Film looks at climate change in the Arctic; book goes to the edge of the universe
Moving, melting ice
“Chasing Ice,” Landmark’s E Street Cinema
In 2005, National Geographic photographer James Balog began to collect “irrefutable” evidence of climate change. As part of his Extreme Ice Survey project, he ventured into the Arctic with more than 20 time-lapse video cameras to capture the changing topography of the world’s giant ice masses and compress years of slow change into mere seconds. “Chasing Ice,” a documentary by Jeff Orlowski, follows Balog — who calls himself a reformed climate change skeptic — as he ventures to Alaska, Montana, Nepal, Alaska and Greenland.

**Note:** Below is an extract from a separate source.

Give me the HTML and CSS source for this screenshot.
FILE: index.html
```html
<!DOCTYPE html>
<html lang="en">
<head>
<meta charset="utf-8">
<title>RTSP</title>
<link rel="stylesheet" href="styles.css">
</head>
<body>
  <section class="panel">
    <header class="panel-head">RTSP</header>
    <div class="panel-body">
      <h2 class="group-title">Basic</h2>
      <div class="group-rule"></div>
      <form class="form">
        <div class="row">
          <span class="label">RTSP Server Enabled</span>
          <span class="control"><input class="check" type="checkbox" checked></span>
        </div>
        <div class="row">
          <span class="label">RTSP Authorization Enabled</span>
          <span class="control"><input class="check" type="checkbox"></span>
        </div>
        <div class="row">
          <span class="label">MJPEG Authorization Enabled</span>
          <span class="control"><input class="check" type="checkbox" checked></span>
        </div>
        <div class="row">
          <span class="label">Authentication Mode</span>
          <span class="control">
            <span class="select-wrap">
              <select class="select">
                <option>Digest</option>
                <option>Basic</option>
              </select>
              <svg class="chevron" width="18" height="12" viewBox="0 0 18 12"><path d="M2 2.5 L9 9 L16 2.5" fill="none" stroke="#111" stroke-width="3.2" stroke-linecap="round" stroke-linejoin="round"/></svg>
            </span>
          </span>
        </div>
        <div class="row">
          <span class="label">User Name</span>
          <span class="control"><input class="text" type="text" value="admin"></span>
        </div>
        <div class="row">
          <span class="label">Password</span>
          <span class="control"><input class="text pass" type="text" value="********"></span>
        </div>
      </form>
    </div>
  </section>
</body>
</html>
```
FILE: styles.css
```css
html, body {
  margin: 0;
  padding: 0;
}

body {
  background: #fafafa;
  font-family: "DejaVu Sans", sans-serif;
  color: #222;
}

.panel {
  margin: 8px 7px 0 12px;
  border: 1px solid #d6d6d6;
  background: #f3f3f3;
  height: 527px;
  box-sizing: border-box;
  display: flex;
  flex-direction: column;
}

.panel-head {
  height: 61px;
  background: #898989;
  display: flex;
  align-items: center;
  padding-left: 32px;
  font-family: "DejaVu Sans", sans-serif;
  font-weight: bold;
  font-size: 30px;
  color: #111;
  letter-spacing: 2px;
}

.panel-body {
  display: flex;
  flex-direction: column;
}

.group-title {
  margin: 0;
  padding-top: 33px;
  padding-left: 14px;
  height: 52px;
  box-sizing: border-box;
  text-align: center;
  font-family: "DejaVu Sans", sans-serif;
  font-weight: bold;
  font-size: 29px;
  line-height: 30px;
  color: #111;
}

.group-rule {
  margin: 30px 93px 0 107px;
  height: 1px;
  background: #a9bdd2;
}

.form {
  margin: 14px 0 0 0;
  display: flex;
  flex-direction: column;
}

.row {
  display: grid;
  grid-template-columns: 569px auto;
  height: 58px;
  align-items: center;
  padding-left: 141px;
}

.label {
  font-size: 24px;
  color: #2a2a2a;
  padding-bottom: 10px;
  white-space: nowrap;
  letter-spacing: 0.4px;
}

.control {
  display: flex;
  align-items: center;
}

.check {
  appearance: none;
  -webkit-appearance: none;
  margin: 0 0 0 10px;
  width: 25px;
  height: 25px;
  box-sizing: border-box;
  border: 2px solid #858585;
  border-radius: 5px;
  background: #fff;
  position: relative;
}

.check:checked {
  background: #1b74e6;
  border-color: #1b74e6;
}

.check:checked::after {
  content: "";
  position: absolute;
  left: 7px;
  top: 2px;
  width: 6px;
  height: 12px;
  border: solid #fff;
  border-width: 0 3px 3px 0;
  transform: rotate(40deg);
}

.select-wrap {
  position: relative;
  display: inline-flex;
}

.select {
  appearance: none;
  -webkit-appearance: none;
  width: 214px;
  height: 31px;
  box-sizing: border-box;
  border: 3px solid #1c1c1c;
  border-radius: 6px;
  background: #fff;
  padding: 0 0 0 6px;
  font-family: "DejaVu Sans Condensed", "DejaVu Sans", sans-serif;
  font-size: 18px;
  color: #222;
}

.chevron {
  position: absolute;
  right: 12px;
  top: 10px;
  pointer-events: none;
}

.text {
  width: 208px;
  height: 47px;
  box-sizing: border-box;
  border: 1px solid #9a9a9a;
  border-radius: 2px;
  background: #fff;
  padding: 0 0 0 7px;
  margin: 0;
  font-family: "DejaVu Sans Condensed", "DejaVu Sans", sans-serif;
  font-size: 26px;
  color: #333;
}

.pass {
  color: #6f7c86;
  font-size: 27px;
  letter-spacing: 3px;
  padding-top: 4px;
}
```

Using cameras that could withstand subzero temperatures and 150-mph winds, Balog captured 8,000 images every year. Sped up, these images depict mountains of ice moving, melting and collapsing into the sea. The documentary offers dramatic footage, both of what Balog and his crew endured and of the Arctic. The film won the Sundance Film Festival 2012 Excellence in Cinematography Award for a U.S. Documentary and the Full Frame 2012 Environmental Award. It’s slated to play at Landmark’s E Street Cinema in Northwest Washington at least through Nov. 22.
To infinity and beyond
“Edge of the Universe: A Voyage to the Cosmic Horizon and Beyond,” by Paul Halpern
How big is the universe? What is it made of? Does anything lie beyond it? According to physicist and author Paul Halpern, there’s research showing that the universe we know, love and call home could very well be infinite. In his new book, “Edge of the Universe,” Halpern attempts to make the concept of the “multiverse” — a realm that includes our universe as well as countless others — accessible to nonscientists. “Everything that we once believed about the universe is wrong!” Halpern exclaims, going on to compare modern cosmology to the TV series “Seinfeld”: It’s “all about nothing.” Halpern breaks down complex concepts such as the big bang, dark energy, dark flow, dark matter and why the edge of the universe is speeding farther and farther away from us. Though it sounds like science fiction, Halpern examines several multiverse models and suggests that what we can observe may be nothing more than a hologram — a three-dimensional display of data written on the edge of some cosmological horizon.